1-5 van 27 worden getoond (volgende | toon alle)
My husband bought me this book at an independent bookstore in New Orleans last year when he chaperoned a music trip at his school. I was not sure what to expect, but I was pleasantly surprised to get op-eds and creative pieces about living through the year and a half after Hurricane Katrina hit. The writing style is vivid and in-the-moment, which blends journalism and travel narrative well. ( )
  DrFuriosa | Dec 4, 2020 |
Award winning Times Picayune columnist Chris Rose was literally embedded with his story, fleeing hurricane Katrina right before it hit. He sent his family to safety in Maryland while he continued to live, work and report on life in New Orleans in the months that followed. This is a compilation of his columns which still appeared when the Picayune could only publish on-line for a time in the aftermath of the storm. It's difficult to maintain journalistic objectivity when you're living the story, so Rose can hardly be blamed for the toll his reporting took on him personally.
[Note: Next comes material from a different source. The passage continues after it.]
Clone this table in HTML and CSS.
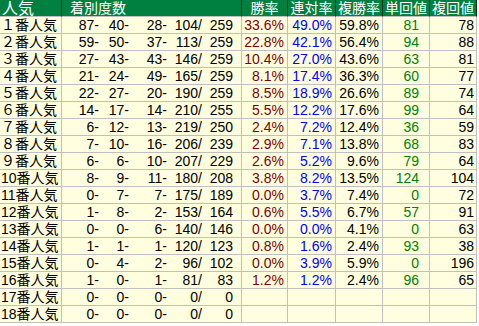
FILE: index.html
```html
<!DOCTYPE html>
<html lang="ja">
<head>
<meta charset="utf-8">
<title>人気別成績</title>
<link rel="stylesheet" href="styles.css">
</head>
<body>
<div class="tbl">
  <div class="h h-pop">人気</div>
  <div class="h h-rec">着別度数</div>
  <div class="h h-c">勝率</div>
  <div class="h h-c">連対率</div>
  <div class="h h-c">複勝率</div>
  <div class="h h-c">単回値</div>
  <div class="h h-c">複回値</div>

  <div class="c pop">１番人気</div><div class="c rec"><span class="f1">87-</span><span class="f2">40-</span><span class="f3">28-</span><span class="f4">104/</span><span class="f5">259</span></div><div class="c win">33.6%</div><div class="c ren">49.0%</div><div class="c fuku">59.8%</div><div class="c tan">81</div><div class="c fk">78</div>
  <div class="c pop">２番人気</div><div class="c rec"><span class="f1">59-</span><span class="f2">50-</span><span class="f3">37-</span><span class="f4">113/</span><span class="f5">259</span></div><div class="c win">22.8%</div><div class="c ren">42.1%</div><div class="c fuku">56.4%</div><div class="c tan">94</div><div class="c fk">88</div>
  <div class="c pop">３番人気</div><div class="c rec"><span class="f1">27-</span><span class="f2">43-</span><span class="f3">43-</span><span class="f4">146/</span><span class="f5">259</span></div><div class="c win">10.4%</div><div class="c ren">27.0%</div><div class="c fuku">43.6%</div><div class="c tan">63</div><div class="c fk">81</div>
  <div class="c pop">４番人気</div><div class="c rec"><span class="f1">21-</span><span class="f2">24-</span><span class="f3">49-</span><span class="f4">165/</span><span class="f5">259</span></div><div class="c win">8.1%</div><div class="c ren">17.4%</div><div class="c fuku">36.3%</div><div class="c tan">60</div><div class="c fk">77</div>
  <div class="c pop">５番人気</div><div class="c rec"><span class="f1">22-</span><span class="f2">27-</span><span class="f3">20-</span><span class="f4">190/</span><span class="f5">259</span></div><div class="c win">8.5%</div><div class="c ren">18.9%</div><div class="c fuku">26.6%</div><div class="c tan">89</div><div class="c fk">74</div>
  <div class="c pop">６番人気</div><div class="c rec"><span class="f1">14-</span><span class="f2">17-</span><span class="f3">14-</span><span class="f4">210/</span><span class="f5">255</span></div><div class="c win">5.5%</div><div class="c ren">12.2%</div><div class="c fuku">17.6%</div><div class="c tan">99</div><div class="c fk">64</div>
  <div class="c pop">７番人気</div><div class="c rec"><span class="f1">6-</span><span class="f2">12-</span><span class="f3">13-</span><span class="f4">219/</span><span class="f5">250</span></div><div class="c win">2.4%</div><div class="c ren">7.2%</div><div class="c fuku">12.4%</div><div class="c tan">36</div><div class="c fk">59</div>
  <div class="c pop">８番人気</div><div class="c rec"><span class="f1">7-</span><span class="f2">10-</span><span class="f3">16-</span><span class="f4">206/</span><span class="f5">239</span></div><div class="c win">2.9%</div><div class="c ren">7.1%</div><div class="c fuku">13.8%</div><div class="c tan">68</div><div class="c fk">83</div>
  <div class="c pop">９番人気</div><div class="c rec"><span class="f1">6-</span><span class="f2">6-</span><span class="f3">10-</span><span class="f4">207/</span><span class="f5">229</span></div><div class="c win">2.6%</div><div class="c ren">5.2%</div><div class="c fuku">9.6%</div><div class="c tan">79</div><div class="c fk">64</div>
  <div class="c pop">10番人気</div><div class="c rec"><span class="f1">8-</span><span class="f2">9-</span><span class="f3">11-</span><span class="f4">180/</span><span class="f5">208</span></div><div class="c win">3.8%</div><div class="c ren">8.2%</div><div class="c fuku">13.5%</div><div class="c tan">124</div><div class="c fk">104</div>
  <div class="c pop">11番人気</div><div class="c rec"><span class="f1">0-</span><span class="f2">7-</span><span class="f3">7-</span><span class="f4">175/</span><span class="f5">189</span></div><div class="c win">0.0%</div><div class="c ren">3.7%</div><div class="c fuku">7.4%</div><div class="c tan">0</div><div class="c fk">72</div>
  <div class="c pop">12番人気</div><div class="c rec"><span class="f1">1-</span><span class="f2">8-</span><span class="f3">2-</span><span class="f4">153/</span><span class="f5">164</span></div><div class="c win">0.6%</div><div class="c ren">5.5%</div><div class="c fuku">6.7%</div><div class="c tan">57</div><div class="c fk">91</div>
  <div class="c pop">13番人気</div><div class="c rec"><span class="f1">0-</span><span class="f2">0-</span><span class="f3">6-</span><span class="f4">140/</span><span class="f5">146</span></div><div class="c win">0.0%</div><div class="c ren">0.0%</div><div class="c fuku">4.1%</div><div class="c tan">0</div><div class="c fk">63</div>
  <div class="c pop">14番人気</div><div class="c rec"><span class="f1">1-</span><span class="f2">1-</span><span class="f3">1-</span><span class="f4">120/</span><span class="f5">123</span></div><div class="c win">0.8%</div><div class="c ren">1.6%</div><div class="c fuku">2.4%</div><div class="c tan">93</div><div class="c fk">38</div>
  <div class="c pop">15番人気</div><div class="c rec"><span class="f1">0-</span><span class="f2">4-</span><span class="f3">2-</span><span class="f4">96/</span><span class="f5">102</span></div><div class="c win">0.0%</div><div class="c ren">3.9%</div><div class="c fuku">5.9%</div><div class="c tan">0</div><div class="c fk">196</div>
  <div class="c pop">16番人気</div><div class="c rec"><span class="f1">1-</span><span class="f2">0-</span><span class="f3">1-</span><span class="f4">81/</span><span class="f5">83</span></div><div class="c win">1.2%</div><div class="c ren">1.2%</div><div class="c fuku">2.4%</div><div class="c tan">96</div><div class="c fk">65</div>
  <div class="c pop">17番人気</div><div class="c rec"><span class="f1">0-</span><span class="f2">0-</span><span class="f3">0-</span><span class="f4">0/</span><span class="f5">0</span></div><div class="c win"></div><div class="c ren"></div><div class="c fuku"></div><div class="c tan"></div><div class="c fk"></div>
  <div class="c pop">18番人気</div><div class="c rec"><span class="f1">0-</span><span class="f2">0-</span><span class="f3">0-</span><span class="f4">0/</span><span class="f5">0</span></div><div class="c win"></div><div class="c ren"></div><div class="c fuku"></div><div class="c tan"></div><div class="c fk"></div>
</div>
</body>
</html>
```

FILE: styles.css
```css
html, body {
  margin: 0;
  padding: 0;
  background: #ffffff;
}

.tbl {
  display: grid;
  grid-template-columns: 62px 180px 46px 48px 47px 47px 47px;
  grid-auto-rows: 17px;
  width: 477px;
  font-family: "Liberation Sans", "Noto Sans CJK JP", sans-serif;
  font-size: 14px;
  line-height: 15px;
  color: #000000;
}

.h, .c {
  box-sizing: border-box;
  padding-top: 1px;
  border-right: 1px solid #c0c0c0;
  border-bottom: 1px solid #c0c0c0;
  white-space: nowrap;
}

.h {
  background: #008040;
  color: #ffffff;
  border-right-color: #003018;
  font-size: 14px;
}

.h-pop {
  padding-left: 2px;
  font-size: 16px;
}

.h-rec {
  padding-left: 8px;
}

.h-c {
  text-align: center;
}

.c {
  background: #ffffe0;
}

.pop {
  padding-left: 1px;
}

.rec {
  display: flex;
}

.rec span {
  display: block;
  text-align: right;
}

.f1 { width: 37px; }
.f2 { width: 30px; }
.f3 { width: 38px; }
.f4 { width: 35px; }
.f5 { width: 31px; }

.win, .ren, .fuku, .tan, .fk {
  text-align: right;
}

.win {
  color: #800000;
  padding-right: 3px;
}

.ren {
  color: #0000ff;
  padding-right: 3px;
}

.fuku {
  padding-right: 3px;
}

.tan {
  color: #008000;
  padding-right: 10px;
}

.fk {
  padding-right: 2px;
}
```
It's a harrowing story that doesn't shy away from the horror or the hope. ( )
  varielle | Jul 23, 2019 |
This sounds like a ridiculous criticism given the subject matter, but I found this book far too sentimental. Chris Rose was a beat reporter at the Times-Picayune when Hurricane Katrina smashed into New Orleans, and in the aftermath he started writing these short columns about how the city was recovering and how the community was coping; they're supposed to be snippets of personal commentary rather than journalism per se, which perhaps explains the register. Nevertheless, for me the saccharine emotionality of Rose's writing detracted from, rather than reinforced, the impact of what he was describing.

In an open letter to ‘America’, published in September of '05, he introduces the area in a way that gives you a good idea of his general tone:

I suppose we should introduce ourselves: we're South Louisiana.

We have arrived on your doorstep on short notice and we apologize for that, but we were never much for waiting around for invitations. We're not much on formalities like that. …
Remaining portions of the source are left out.